The ventilator makes an eerie, repetitive sound as it pumps oxygen into her previously collapsed lungs, chest steadily rising and falling with each new burst of air… ch, whoooo…ch, whoooo…ch, whoooo. Her plump lips, the same lips that have captivated her helpless male admirers since the beginning of her existence, now chapped and cracking, envelope the mouthpiece to the ventilator taped to her head. The feeding tube, supplying puke-green baby food, runs through her nose into her bruised intestines. It is taped to the cute, round tip of her nose with a single strip. Her head hangs helplessly to her left, exposing her neck, punctured by one of the numerous IVs. Her blood pumping through the veins in her neck pops the skin out as if there were a miniature professional boxer inside, unleashing our frustrations on the flesh.
I touch her forehead and retract my hand. She feels too hot. I remind myself that a fever is inevitable. Still, I find the nurse and ask for a temperature check. “No,” she says, “It’s went down.
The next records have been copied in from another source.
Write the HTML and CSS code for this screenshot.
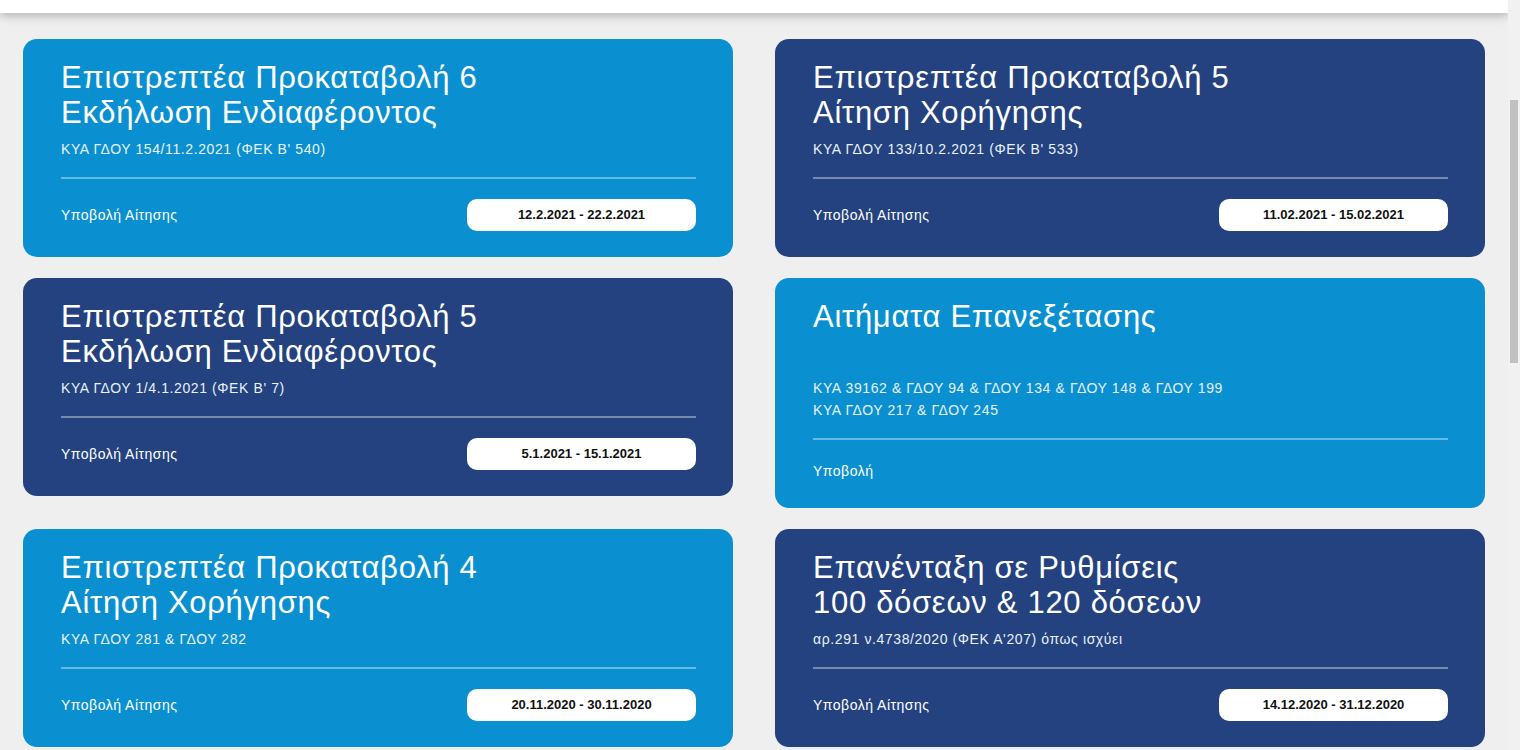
FILE: index.html
```html
<!DOCTYPE html>
<html>
	<head>
		<meta charset="utf-8" />
		<title>Επιστρεπτέα Προκαταβολή</title>
		<link rel="stylesheet" href="styles.css">
	</head>
	<body>
		<div class="page">
			<div class="main">
				<header class="topbar"></header>
				<section class="cards">
					<div class="card light">
						<h2 class="title">Επιστρεπτέα Προκαταβολή 6<br>Εκδήλωση Ενδιαφέροντος</h2>
						<p class="law">ΚΥΑ ΓΔΟΥ 154/11.2.2021 (ΦΕΚ Β' 540)</p>
						<div class="foot">
							<span>Υποβολή Αίτησης</span>
							<span class="date">12.2.2021 - 22.2.2021</span>
						</div>
					</div>
					<div class="card dark">
						<h2 class="title">Επιστρεπτέα Προκαταβολή 5<br>Αίτηση Χορήγησης</h2>
						<p class="law">ΚΥΑ ΓΔΟΥ 133/10.2.2021 (ΦΕΚ Β' 533)</p>
						<div class="foot">
							<span>Υποβολή Αίτησης</span>
							<span class="date">11.02.2021 - 15.02.2021</span>
						</div>
					</div>
					<div class="card dark">
						<h2 class="title">Επιστρεπτέα Προκαταβολή 5<br>Εκδήλωση Ενδιαφέροντος</h2>
						<p class="law">ΚΥΑ ΓΔΟΥ 1/4.1.2021 (ΦΕΚ Β' 7)</p>
						<div class="foot">
							<span>Υποβολή Αίτησης</span>
							<span class="date">5.1.2021 - 15.1.2021</span>
						</div>
					</div>
					<div class="card light">
						<h2 class="title">Αιτήματα Επανεξέτασης</h2>
						<p class="law">ΚΥΑ 39162 &amp; ΓΔΟΥ 94 &amp; ΓΔΟΥ 134 &amp; ΓΔΟΥ 148 &amp; ΓΔΟΥ 199<br>ΚΥΑ ΓΔΟΥ 217 &amp; ΓΔΟΥ 245</p>
						<div class="foot">
							<span>Υποβολή</span>
						</div>
					</div>
					<div class="card light">
						<h2 class="title">Επιστρεπτέα Προκαταβολή 4<br>Αίτηση Χορήγησης</h2>
						<p class="law">ΚΥΑ ΓΔΟΥ 281 &amp; ΓΔΟΥ 282</p>
						<div class="foot">
							<span>Υποβολή Αίτησης</span>
							<span class="date">20.11.2020 - 30.11.2020</span>
						</div>
					</div>
					<div class="card dark">
						<h2 class="title">Επανένταξη σε Ρυθμίσεις<br>100 δόσεων &amp; 120 δόσεων</h2>
						<p class="law">αρ.291 ν.4738/2020 (ΦΕΚ Α'207) όπως ισχύει</p>
						<div class="foot">
							<span>Υποβολή Αίτησης</span>
							<span class="date">14.12.2020 - 31.12.2020</span>
						</div>
					</div>
				</section>
			</div>
			<div class="scrollbar"><div class="thumb"></div></div>
		</div>
	</body>
</html>
```

FILE: styles.css
```css
body,h2,p{margin: 0;padding: 0;}
body{background: #efefef;font-family: "Liberation Sans", Arial, sans-serif;overflow: hidden;height: 750px;}

.page{display: flex;height: 750px;}
.main{flex: 1;}
.topbar{height: 13px;background: #fff;box-shadow: 0 3px 10px rgba(0,0,0,0.25);}
.cards{display: grid;grid-template-columns: 710px 710px;column-gap: 42px;row-gap: 21px;align-items: start;padding: 26px 23px 0;}

.card{border-radius: 14px;padding: 21px 37px 26px 38px;color: #fff;}
.card.light{background: #0a90d1;}
.card.dark{background: #23427f;}

.title{font-size: 31px;font-weight: normal;letter-spacing: 0.7px;line-height: 35px;min-height: 70px;}
.law{font-size: 14px;letter-spacing: 0.6px;line-height: 22px;margin-top: 8px;color: #e8f1f8;}
.foot{display: flex;justify-content: space-between;align-items: center;border-top: 2px solid rgba(255,255,255,0.38);margin-top: 17px;padding-top: 20px;font-size: 14px;letter-spacing: 0.5px;min-height: 22px;}
.date{width: 229px;height: 32px;line-height: 32px;background: #fff;border-radius: 10px;color: #111;font-weight: bold;text-align: center;font-size: 13px;letter-spacing: 0;}

.scrollbar{width: 12px;background: #f1f1f1;padding-top: 100px;}
.thumb{width: 8px;height: 263px;margin-left: 2px;background: #c1c1c1;}
```
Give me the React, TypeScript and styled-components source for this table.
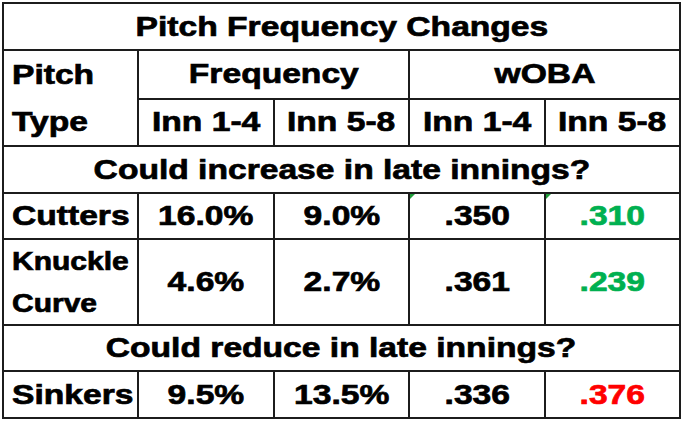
import React from "react";
import styled, { createGlobalStyle } from "styled-components";

const GlobalStyle = createGlobalStyle`
  body {
    margin: 0;
    background: #fff;
    font-family: "Liberation Sans", Arial, sans-serif;
  }
`;

const Page = styled.div`
  padding: 2px 0 0 2px;
`;

const Table = styled.table`
  width: 679px;
  border-collapse: collapse;
  table-layout: fixed;
  color: #000;
  font-size: 28px;
  font-weight: 700;

  td {
    border: 2px solid #1c1c1c;
    padding: 0;
    position: relative;
  }
`;

const Row = styled.tr<{ $h: number }>`
  height: ${(p) => p.$h}px;
`;

const Stretch = styled.span<{ $left?: boolean; $size?: number }>`
  display: inline-block;
  white-space: nowrap;
  font-size: ${(p) => p.$size || 28}px;
  -webkit-text-stroke: 0.7px currentColor;
  transform: scaleX(1.2);
  transform-origin: ${(p) => (p.$left ? "left center" : "center")};
`;

const CenterCell = styled.td<{ $color?: string }>`
  text-align: center;
  vertical-align: middle;
  line-height: 1;
  color: ${(p) => p.$color || "#000"};
`;

const LabelCell = styled.td<{ $lh?: number }>`
  text-align: left;
  vertical-align: middle;
  line-height: ${(p) => p.$lh || 30}px;
  padding-left: 8px !important;
`;

const Flagged = styled(CenterCell)`
  &::before {
    content: "";
    position: absolute;
    left: 0;
    top: 0;
    border-top: 5px solid #1f9d3a;
    border-right: 5px solid transparent;
  }
`;

const GREEN = "#00b050";
const RED = "#ff0000";

const App = () => {
  return (
    <Page>
      <GlobalStyle />
      <Table>
        <colgroup>
          <col style={{ width: "20%" }} />
          <col style={{ width: "20%" }} />
          <col style={{ width: "20%" }} />
          <col style={{ width: "20%" }} />
          <col style={{ width: "20%" }} />
        </colgroup>
        <tbody>
          <Row $h={47}>
            <CenterCell colSpan={5}>
              <Stretch>Pitch Frequency Changes</Stretch>
            </CenterCell>
          </Row>
          <Row $h={47}>
            <LabelCell rowSpan={2} $lh={47}>
              <Stretch $left>Pitch</Stretch>
              <br />
              <Stretch $left>Type</Stretch>
            </LabelCell>
            <CenterCell colSpan={2}>
              <Stretch>Frequency</Stretch>
            </CenterCell>
            <CenterCell colSpan={2}>
              <Stretch>wOBA</Stretch>
            </CenterCell>
          </Row>
          <Row $h={46}>
            <CenterCell><Stretch>Inn 1-4</Stretch></CenterCell>
            <CenterCell><Stretch>Inn 5-8</Stretch></CenterCell>
            <CenterCell><Stretch>Inn 1-4</Stretch></CenterCell>
            <CenterCell><Stretch>Inn 5-8</Stretch></CenterCell>
          </Row>
          <Row $h={47}>
            <CenterCell colSpan={5}>
              <Stretch>Could increase in late innings?</Stretch>
            </CenterCell>
          </Row>
          <Row $h={46}>
            <LabelCell><Stretch $left>Cutters</Stretch></LabelCell>
            <CenterCell><Stretch>16.0%</Stretch></CenterCell>
            <CenterCell><Stretch>9.0%</Stretch></CenterCell>
            <Flagged><Stretch>.350</Stretch></Flagged>
            <Flagged $color={GREEN}><Stretch>.310</Stretch></Flagged>
          </Row>
          <Row $h={86}>
            <LabelCell $lh={42}>
              <Stretch $left $size={25}>Knuckle</Stretch>
              <br />
              <Stretch $left $size={25}>Curve</Stretch>
            </LabelCell>
            <CenterCell><Stretch>4.6%</Stretch></CenterCell>
            <CenterCell><Stretch>2.7%</Stretch></CenterCell>
            <CenterCell><Stretch>.361</Stretch></CenterCell>
            <CenterCell $color={GREEN}><Stretch>.239</Stretch></CenterCell>
          </Row>
          <Row $h={46}>
            <CenterCell colSpan={5}>
              <Stretch>Could reduce in late innings?</Stretch>
            </CenterCell>
          </Row>
          <Row $h={47}>
            <LabelCell><Stretch $left>Sinkers</Stretch></LabelCell>
            <CenterCell><Stretch>9.5%</Stretch></CenterCell>
            <CenterCell><Stretch>13.5%</Stretch></CenterCell>
            <CenterCell><Stretch>.336</Stretch></CenterCell>
            <CenterCell $color={RED}><Stretch>.376</Stretch></CenterCell>
          </Row>
        </tbody>
      </Table>
    </Page>
  );
};

export default App;
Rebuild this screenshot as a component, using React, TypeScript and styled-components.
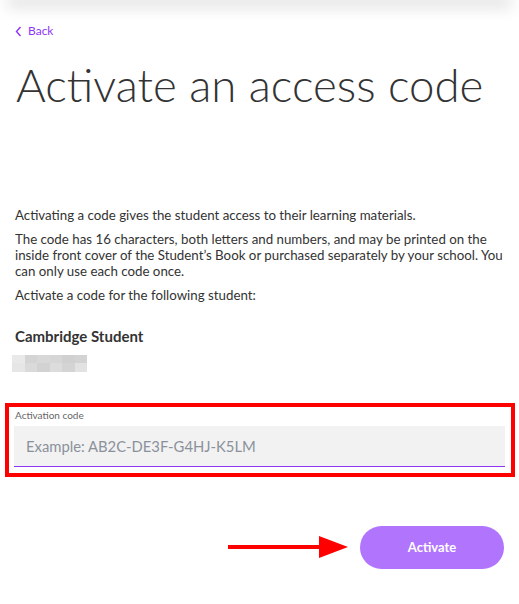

It is 101 degrees now.” I suppose that is good news. Doesn’t feel like it.
I raise the blanket to look at her fractured arm. It is wrapped with mounds of bandaging, a temporary cast of sorts, waiting until the doctors can stabilize her bruised, dislodged, agitated, cut insides, before they can even start on her shattered bones.
I cannot bring myself to lift her nightgown. I know under there lays her stomach, left open after the initial surgeries so the doctors can return and check the progress of their work and finish up any loose ends—literally. My parents say there is a vertical incision from the naval to just under the breasts, and the skin is stretched open, stuffed with gauze, and covered by a strange film. The removed spleen lies somewhere in disposal. Under the gauze, the slightly lacerated liver is seeping its fluids that the tubes work tirelessly to drain from the stomach.
I go to the other side of the bed. I lift the cover and look at her left hand. Several of the fingers are broken, the hand bruised and swollen, skin so tight it looks as though it may burst. I lift her arm as though my touch alone may shatter it, though I know she is on enough medication to satisfy a South American drug lord. I lift the padding underneath her arm. I try to ignore the smell as I stare at the blood soaking through the gauze and onto the sheet, leaving a jagged-edged circle, brownish maroon and blatant.
They found her in the field on the other side of the guardrail of the south-bound lane, 104 feet from the motorcycle; they found the motorcycle on the inside shoulder of the north-bound lane, just short of going into the oncoming traffic. The sympathetic Sheriff, who was the first authority on the scene, forced her to stay down as she made repeated attempts to sit up. He kept her still long enough for the ambulance to arrive. She mumbled incoherent answers to the paramedics, who immediately called for a life-flight. Five hours before, she proudly told me that she had gotten to drive a motorcycle for the first time by herself the day before, and she might even get to drive again that night (She didn’t mention she would be driving alone on a two-hour drive down the interstate going 80 mph). Five hours after, she lay swollen, bruised, prostrate, and closer to death than life on a hospital bed.